En 2023, pour la première fois hors crise Covid, la France a enregistré un rythme de baisse de ses émissions de gaz à effet de serre compatible avec ses objectifs climatiques pour 2030. Une trajectoire encourageante, mais qui reste fragile selon le Haut conseil pour le climat (HCC). Décryptage des avancées et des défis qui attendent encore l’Hexagone sur la voie de la neutralité carbone.
La décarbonation s’accélère, tous secteurs confondus
Avec une diminution de 5,8% des émissions de GES par rapport à 2022, la France a quasiment doublé son rythme annuel de réduction. Une performance qui concerne tous les grands secteurs émetteurs :
- Les transports, premier poste d’émissions, voient leur trajectoire de décarbonation enfin enclenchée, portée par l’électrification du parc automobile.
- Le bâtiment réduit ses rejets, même si les rénovations globales restent insuffisantes.
- L’industrie poursuit ses efforts, tandis que la production d’énergie amorce sa mue.
- Même l’agriculture, à la traîne, enregistre un léger recul, grâce notamment à un moindre usage des engrais.
Des signaux positifs, qui pourraient annoncer un découplage durable entre croissance économique et émissions de GES. Mais le chemin est encore long.
Les puits de carbone menacés
Forêts et sols agricoles, qui absorbent une partie du CO2 de l’atmosphère, jouent un rôle clé pour atteindre la neutralité. Or ces puits de carbone sont fragilisés en France :
- Sécheresses à répétition, maladies, hausse des prélèvements de bois… Les forêts peinent à remplir leur rôle.
- Côté sols, les politiques de stockage de carbone manquent d’ambition, avec des pratiques agricoles à faire évoluer (couverts végétaux, prairies, agroforesterie…).
L’enjeu clé de l’énergie décarbonée
Pour alimenter une économie de plus en plus électrifiée, la France mise sur le nucléaire, aux dépens des renouvelables. Un pari risqué selon le HCC :
La stratégie axée sur le renouvellement du parc nucléaire fait peser des risques sur la disponibilité de l’électricité à horizon 2035, vu les temps longs et les incertitudes liés à cette énergie.
Haut conseil pour le climat
Miser davantage sur l’éolien et le solaire permettrait de sécuriser la production bas carbone et de créer de nouveaux emplois.

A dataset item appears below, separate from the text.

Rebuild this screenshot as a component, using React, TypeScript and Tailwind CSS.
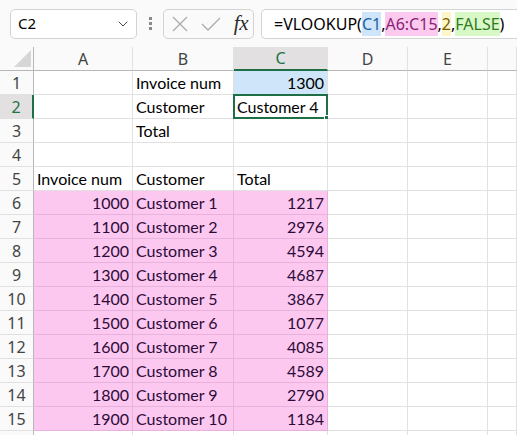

Un calendrier législatif à tenir
Autre point de vigilance soulevé par le HCC : les retards pris dans l’adoption de textes structurants comme la loi énergie-climat ou la stratégie nationale bas carbone. Des délais qui “font peser un risque sur la crédibilité de la politique climatique française”, alors que l’action est urgente, quel que soit le gouvernement en place.
Adaptation : anticiper les impacts du réchauffement
Si la France progresse dans l’atténuation de son empreinte carbone, elle doit aussi se préparer aux dérèglements à venir. Le HCC salue la prise en compte d’un réchauffement de 4°C dans les derniers travaux de prospective, mais insiste sur la nécessité :
- D’accélérer la définition d’un plan d’adaptation à cette trajectoire du pire.
- De renforcer les capacités d’adaptation des territoires déjà vulnérables (zones inondables notamment).
Au final, le rapport du Haut conseil pour le climat offre une vision nuancée mais plutôt optimiste de la trajectoire française. Des progrès tangibles, une dynamique enclenchée, mais aussi des faiblesses à combler pour inscrire cette ambition dans la durée. Le défi de la neutralité carbone est à notre portée, à condition de ne pas relâcher nos efforts.